New UNU-ISP projects focus on climatic and ecosystem changes


  • 2011•06•12     Tokyo

    The United Nations University Institute for Sustainability and Peace (UNU-ISP) has launched two new projects focusing on climatic and ecosystem changes in Asia and Africa.

    The UNU-ISP project “Strategy to Enhance Resilience to Climate and Ecosystem Changes Utilizing Traditional Bio-production Systems in Rural Asia” is supported by the Environment Research and Technology Development Fund of the Ministry of the Environment, Japan. Prof. Kazuhiko Takeuchi, Vice-Rector of UNU and Director of UNU-ISP, will act as the principal researcher to investigate the topic.

    The development of sustainable agricultural production with improved agricultural productivity that also deals with the impact of climatic and ecological changes remains an essential task in climate change adaptation policies and biodiversity policies. This two-year UNU-ISP project (2011–2013) aims to examine the influence of climatic and ecological changes on agriculture in Asia and the vulnerability of the social economy, quantitatively and qualitatively, through econometric and statistical models and research conducted in agricultural communities. In identifying the merits of applying organic methods to both commercial large-scale production and traditional production, the project will attempt to suggest strategies for strengthening social resilience and promote sustainable development of agricultural communities in the Asian region.

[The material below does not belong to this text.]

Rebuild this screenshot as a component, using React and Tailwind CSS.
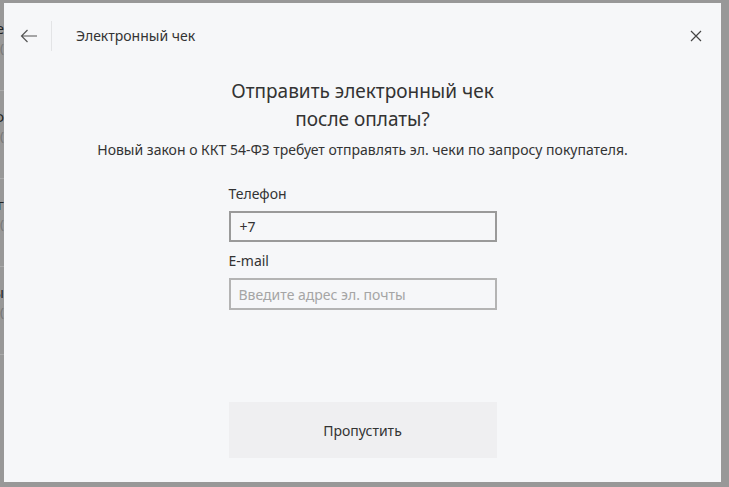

    Project partners include the University of Tokyo and the Research Institute for Humanity and Nature.

    For more information see the news article on the UNU-ISP website.

    The UNU-ISP project “Enhancing Resilience to Climate and Ecosystem Changes in Semi-Arid Africa: An Integrated Approach” is one of the elements of the Science and Technology Research Partnership for Sustainable Development (SATREPS), a collaborative programme of the Japan Science and Technology Agency (JST) and the Japan International Cooperation Agency (JICA). UNU-IAS Director Takeuchi will act as the project leader.

    As a part of global efforts to tackle the impacts of climate and ecosystem changes, we urgently need to overcome vulnerability of terrestrial ecosystems in developing countries, and especially in Africa. This research project aims for three objectives by focusing on the semi-arid region of northern Ghana, where the change impacts have been severely felt in forms of unpredictable floods and droughts: (1) forecast and assessment of climate and ecosystem change impact on agricultural production; (2) risk assessment of extreme weather events and introduction of adaptive water resource management methods; and (3) planning and implementation of capacity development programmes enabling local residents and professionals to utilize the assessment results derived from (1) and (2).

    The goal of this five-year project (2011—2016) is to propose effective and implementable measures to build an integrated resilience enhancement strategy. It is expected that this “Ghana model” could potentially be applied across the African Savannah.

    Project partners include the University of Tokyo, University of Ghana, Kyoto University, Ghana Meteorological Agency, and University for Development Studies (Ghana).